We thought we were safe; we thought we ran far enough, hid ourselves well enough, but there were those who found us, people from the dying cities, people with the possibility of gestating the running disease, so we did things we never would have done in our other lives. I say we because even though I was a child and didn’t do these things, I was a part of the enclave and so bear responsibility for the actions as well. They are entrenched in my very being and I live with the scars of what was. I will say it simply – we killed them. They asked for sanctuary, and we killed them, burned their bodies in a clearing in the forest far to the east of us, and piled rocks upon their ashes. We said no prayers over their dead bodies; we walked away and believed we were safe.

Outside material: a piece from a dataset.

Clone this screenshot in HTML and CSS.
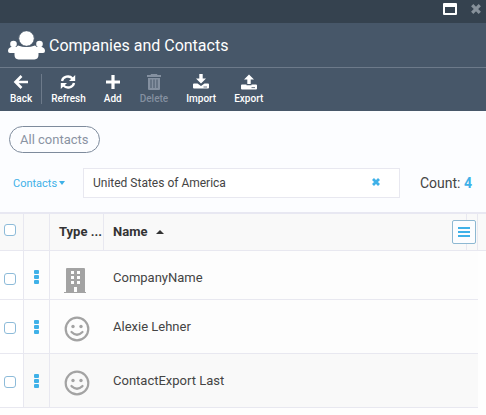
FILE: index.html
```html
<!DOCTYPE html>
<html lang="en">
<head>
<meta charset="utf-8">
<title>Companies and Contacts</title>
<link rel="stylesheet" href="styles.css">
</head>
<body>
<div class="titlebar">
  <button class="window-btn" type="button" aria-label="Maximize">
    <svg width="14" height="12" viewBox="0 0 14 12"><path fill="#fff" fill-rule="evenodd" d="M1 0h12a1 1 0 0 1 1 1v10a1 1 0 0 1-1 1H1a1 1 0 0 1-1-1V1a1 1 0 0 1 1-1zM2 4v6h10V4z"/></svg>
  </button>
  <button class="window-btn" type="button" aria-label="Close">
    <svg width="10" height="10" viewBox="0 0 10 10"><path stroke="#87919b" stroke-width="3.2" d="M1.2 1.2l7.6 7.6M8.800 1.200l-7.600 7.600"/></svg>
  </button>
</div>
<header class="header">
  <svg width="37" height="29" viewBox="0 0 37 29" fill="#fff" aria-hidden="true">
    <circle cx="5.500" cy="13" r="3.300"/><circle cx="31.500" cy="13" r="3.300"/>
    <path d="M3 16h8l-3 6H2q-2 0-2-2 0-3 3-4zM34 16h-8l3 6h6q2 0 2-2 0-3-3-4z"/>
    <path d="M10 14.500q8.500 3 17 0 3 1.500 3.500 5V24q0 4-4 4.500h-16q-4-.5-4-4.500v-4.500q.5-3.500 3.500-5z"/>
    <circle cx="18.500" cy="7.500" r="7.800" stroke="#475769"/>
  </svg>
  <h1 class="title">Companies and Contacts</h1>
</header>
<nav class="toolbar">
  <button class="tool" type="button">
    <svg width="16" height="16" viewBox="0 0 16 16" fill="none" stroke="#fff" stroke-width="2.600"><path d="M8.500 2L2.500 8l6 6M3 8h12"/></svg>
    <span>Back</span>
  </button>
  <span class="divider"></span>
  <button class="tool" type="button">
    <svg width="16" height="16" viewBox="0 0 16 16" fill="none" stroke="#fff" stroke-width="2.300"><path d="M2 7a6 5.500 0 0 1 10.500-2.500M14 9a6 5.500 0 0 1-10.500 2.500"/><path fill="#fff" stroke="none" d="M15.200 1v6H9zM.8 15V9H7z"/></svg>
    <span>Refresh</span>
  </button>
  <button class="tool" type="button">
    <svg width="16" height="16" viewBox="0 0 16 16" stroke="#fff" stroke-width="3.200"><path d="M8 1v14M1 8h14"/></svg>
    <span>Add</span>
  </button>
  <button class="tool" type="button" disabled>
    <svg width="16" height="16" viewBox="0 0 16 16"><path fill="#8490a0" fill-rule="evenodd" d="M5 0h6l.5 1H15v2H1V1h3.500zM2 4h12v11q0 1-1 1H3q-1 0-1-1zM4.500 5.500v8.500h1V5.500zM7.500 5.500v8.500h1V5.500zM10.500 5.500v8.500h1V5.500z"/></svg>
    <span>Delete</span>
  </button>
  <button class="tool" type="button">
    <svg width="16" height="16" viewBox="0 0 16 16" fill="#fff"><path d="M6.300 0h3.400v4.500H13l-5 5-5-5h3.300z"/><path d="M1 9.500h3.500L8 12l3.500-2.500H15q1 0 1 1v3q0 1-1 1H1q-1 0-1-1v-3q0-1 1-1z"/><path stroke="#475769" stroke-width=".8" d="M10.500 13h3.500"/></svg>
    <span>Import</span>
  </button>
  <button class="tool" type="button">
    <svg width="16" height="16" viewBox="0 0 16 16" fill="#fff"><path d="M6.300 10h3.400V5.500H13l-5-5-5 5h3.300z"/><path d="M1 10.500h4.500v.7h5v-.7H15q1 0 1 1v3q0 1-1 1H1q-1 0-1-1v-3q0-1 1-1z"/><path stroke="#475769" stroke-width=".8" d="M10.500 13.600h3.500"/></svg>
    <span>Export</span>
  </button>
</nav>
<main>
  <button class="pill" type="button">All contacts</button>
  <form class="filter">
    <button class="scope" type="button">Contacts
      <svg width="6" height="4" viewBox="0 0 6 4"><path fill="#3fb1e8" d="M0 0h6L3 4z"/></svg>
    </button>
    <div class="search">
      <input class="search-input" type="text" aria-label="Search contacts" value="United States of America">
      <button class="clear" type="button" aria-label="Clear search">
        <svg width="8" height="8" viewBox="0 0 8 8"><path stroke="#3fb1e8" stroke-width="2.800" d="M1 1l6 6M7 1L1 7"/></svg>
      </button>
    </div>
    <p class="count">Count: <b>4</b></p>
  </form>
  <div class="grid">
    <table class="contacts">
      <colgroup><col class="c-check"><col class="c-menu"><col class="c-type"><col><col class="c-pad"><col class="c-scroll"></colgroup>
      <thead>
        <tr>
          <th><input class="check" type="checkbox" aria-label="Select all"></th>
          <th></th>
          <th class="type-head">Type ...</th>
          <th class="name">Name <svg class="sort" width="8" height="4" viewBox="0 0 8 4"><path fill="#333" d="M0 4h8L4 0z"/></svg></th>
          <th></th>
          <th></th>
        </tr>
      </thead>
      <tbody>
        <tr class="row-company">
          <td><input class="check" type="checkbox" aria-label="Select CompanyName"></td>
          <td><button class="dots" type="button" aria-label="Actions"><i></i><i></i><i></i></button></td>
          <td class="type"><svg width="24" height="25" viewBox="0 0 24 25"><path fill="#a3a3a3" fill-rule="evenodd" d="M3 0h17q1 0 1 1v23h1v1H0v-1h2V1q0-1 1-1zM7 3v3h3V3zM13 3v3h3V3zM7 8v3h3V8zM13 8v3h3V8zM7 13v3h3v-3zM13 13v3h3v-3zM10 19v5h3v-5z"/></svg></td>
          <td class="name">CompanyName</td>
          <td></td>
          <td></td>
        </tr>
        <tr>
          <td><input class="check" type="checkbox" aria-label="Select Alexie Lehner"></td>
          <td><button class="dots" type="button" aria-label="Actions"><i></i><i></i><i></i></button></td>
          <td class="type"><svg width="26" height="26" viewBox="0 0 26 26"><g fill="none" stroke="#a3a3a3" stroke-width="2.200"><circle cx="13" cy="13" r="11.300"/><path stroke-linecap="round" d="M7.500 16q5.500 5.500 11 0"/></g><g fill="#a3a3a3"><circle cx="9" cy="10.500" r="1.700"/><circle cx="17" cy="10.500" r="1.700"/></g></svg></td>
          <td class="name">Alexie Lehner</td>
          <td></td>
          <td></td>
        </tr>
        <tr class="shaded">
          <td><input class="check" type="checkbox" aria-label="Select ContactExport Last"></td>
          <td><button class="dots" type="button" aria-label="Actions"><i></i><i></i><i></i></button></td>
          <td class="type"><svg width="26" height="26" viewBox="0 0 26 26"><g fill="none" stroke="#a3a3a3" stroke-width="2.200"><circle cx="13" cy="13" r="11.300"/><path stroke-linecap="round" d="M7.500 16q5.500 5.500 11 0"/></g><g fill="#a3a3a3"><circle cx="9" cy="10.500" r="1.700"/><circle cx="17" cy="10.500" r="1.700"/></g></svg></td>
          <td class="name">ContactExport Last</td>
          <td></td>
          <td></td>
        </tr>
      </tbody>
    </table>
    <button class="columns" type="button" aria-label="Columns">
      <svg width="12" height="10" viewBox="0 0 12 10"><path fill="#3fb1e8" d="M0 0h12v2H0zM0 4h12v2H0zM0 8h12v2H0z"/></svg>
    </button>
  </div>
</main>
</body>
</html>
```
FILE: styles.css
```css
* { box-sizing: border-box; }

body {
  margin: 0;
  background: #fefefe;
  color: #444;
  font-family: Roboto, "Liberation Sans", sans-serif;
  font-size: 13px;
}

button {
  margin: 0;
  padding: 0;
  border: 0;
  background: none;
  font: inherit;
}

svg { display: block; flex: none; }

.titlebar {
  display: flex;
  justify-content: flex-end;
  gap: 14px;
  height: 23px;
  padding: 3px 5px 0 0;
  background: #35424f;
}

.window-btn {
  display: flex;
  align-items: center;
  height: 12px;
}

.header {
  display: flex;
  align-items: center;
  gap: 4px;
  height: 45px;
  padding: 0 8px;
  background: #475769;
  border-bottom: 1px solid #6d7a8a;
}

.title {
  margin: 0;
  color: #fff;
  font-size: 16px;
  font-weight: 400;
}

.toolbar {
  display: flex;
  gap: 18px;
  height: 43px;
  padding: 6px 10px 0;
  background: #475769;
}

.tool {
  display: flex;
  flex-direction: column;
  align-items: center;
  gap: 3px;
  color: #fff;
  font-size: 10px;
  font-weight: 500;
  line-height: 12px;
}

.tool:disabled { color: #8490a0; }

.divider {
  width: 1px;
  height: 30px;
  margin: 0 -9px;
  background: #6d7a8a;
}

main {
  padding-top: 15px;
  background: #fcfdff;
}

.pill {
  display: block;
  height: 27px;
  margin-left: 9px;
  padding: 0 10px;
  border: 1px solid #7e8b9c;
  border-radius: 14px;
  color: #8a93a3;
  font-size: 13px;
}

.filter {
  display: flex;
  align-items: center;
  margin: 15px 14px 14px 13px;
}

.scope {
  display: flex;
  align-items: center;
  gap: 2px;
  width: 70px;
  color: #3fb1e8;
  font-size: 11px;
}

.search {
  display: flex;
  flex: 1;
  align-items: center;
  height: 30px;
  padding: 0 19px 0 9px;
  border: 1px solid #e8e8f0;
  background: #fff;
}

.search-input {
  flex: 1;
  min-width: 0;
  padding: 0;
  border: 0;
  outline: 0;
  background: none;
  color: #444;
  font: inherit;
  font-size: 12px;
}

.clear { padding-bottom: 2px; }

.count {
  margin: 0 0 0 20px;
  font-size: 14px;
}

.count b { color: #3fb1e8; }

.grid { position: relative; background: #fefefe; }

.contacts {
  width: 100%;
  border-spacing: 0;
  border-top: 2px solid #e8e8f2;
  table-layout: fixed;
}

.c-check { width: 24px; }
.c-menu { width: 26px; }
.c-type { width: 54px; }
.c-pad { width: 11px; }
.c-scroll { width: 8px; }

th, td {
  padding: 0;
  border-bottom: 1px solid #e8e8f0;
  text-align: left;
  white-space: nowrap;
}

th {
  height: 37px;
  padding-bottom: 2px;
  border-right: 1px solid #e8e8f0;
  background: #f9f9f9;
  color: #333;
  font-size: 13px;
  font-weight: 700;
}

th:first-child { padding-bottom: 4px; }
th:last-child { border-right: 0; }

td { height: 54px; background: #fdfdfd; }

.row-company td { height: 49px; padding-top: 4px; }
.shaded td { background: #f9f9f9; }

td:first-child, .shaded td:first-child { padding-top: 2px; background: #fff; }
.row-company td:first-child { padding-top: 8px; }
td:nth-child(-n+2) { border-right: 1px solid #e8e8f0; }
td:last-child, .shaded td:last-child { border-bottom: 0; background: #fefefe; }

.type-head { padding-left: 9px; }
.type { padding: 4px 0 0 14px; }
.row-company .type { padding-top: 11px; }
.name { padding-left: 9px; }

.sort { display: inline-block; margin-left: 5px; vertical-align: 2px; }

.check {
  display: block;
  appearance: none;
  width: 12px;
  height: 12px;
  margin: 0 0 0 4px;
  border: 1px solid #8dbbd9;
  border-radius: 3px;
  background: #fff;
}

.dots {
  display: flex;
  flex-direction: column;
  gap: 1px;
  margin-left: 10px;
}

.dots i {
  width: 5px;
  height: 4px;
  border-radius: 1px;
  background: #3fb1e8;
}

.columns {
  position: absolute;
  top: 8px;
  right: 10px;
  display: grid;
  place-items: center;
  width: 24px;
  height: 24px;
  border: 1px solid #8db8d2;
  border-radius: 2px;
  background: #fcfdff;
}
```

The running disease found us anyway. We killed our own people to save the rest, but it didn’t help. One by one, our community withered away until there was only my father and me. When I saw the blood trickling from his ears, he cried. I killed my father to spare him the abomination his body would become. And then I waited for the first signs of blood to flow from my body. I waited and waited. No blood left my ears, my mouth, my nose, my eyes, my anus, my vagina. No blood seeped from underneath my fingernails and toe nails. No blood spurted from my hair follicles. My lungs didn’t gurgle with blood. My bones didn’t melt. I stayed whole. I stayed alive. In the midst of human ruins, I lived. Perhaps because, as the old woman with one eye said, I was protected by God. Not that anyone believed in such a deity anymore. But here I am, one human being, alone in a vast world of wild things.
My pencil is wearing down. I wonder if my words on these pages will survive beyond my life. I wonder does it matter. One day I will grow old or weak, and the bear, the wolf, or the cougar will kill me and eat me and call me a decent meal because of the low energy expended in hunting me. I will be no more. Should I be sad? I think I am always sad. I miss my father. I miss the sound of his deep voice, the caress on my cheek with his rough-hewn hands, the pat on my head when I learned a skill he thought necessary in this world, his long stride through the village, his willingness to help others in need, his strong, muscled back and chest that projected the kind of invincibility that nothing could bring down.
But a small bug did just that. A small bug eradicated the human race . . . except for me. Why? There is no answer. Just as there is no answer as to where this supernatural bug came from. Chemical warfare gone awry? Insecticide gone maniacal? A natural occurrence? Alien invasion? I only know it kills, and there was no stopping it. Perhaps it kills no more. Perhaps it has done its evilness and withered away for lack of human victims. It doesn’t affect the animal world; everything not human goes about its daily ritual of living.
Sometimes I would like to die. I will never again feel the warm arms of the woman who took care of me while my father was away hunting, exploring, searching for another way. I will never again hear the laughter of the men as they sat around a fire. I will never again hear Junie sing the songs of her heritage. Sometimes I listen to the howl of the wolf in the night and think what it would be like to be wild, to be an integral part of the land I walk on, to be undaunted in my domain. I am only one girl in the valley of the elk. A stranger who cannot feel the vibrations of the planet as it moves on its orbit. I can know this, but I cannot feel it. I cannot hear the call of my ancestors who tell me where I should go and when, how I should live, how I should create my own existence among others.
My name is Ezekia. I am alone. This is all I know.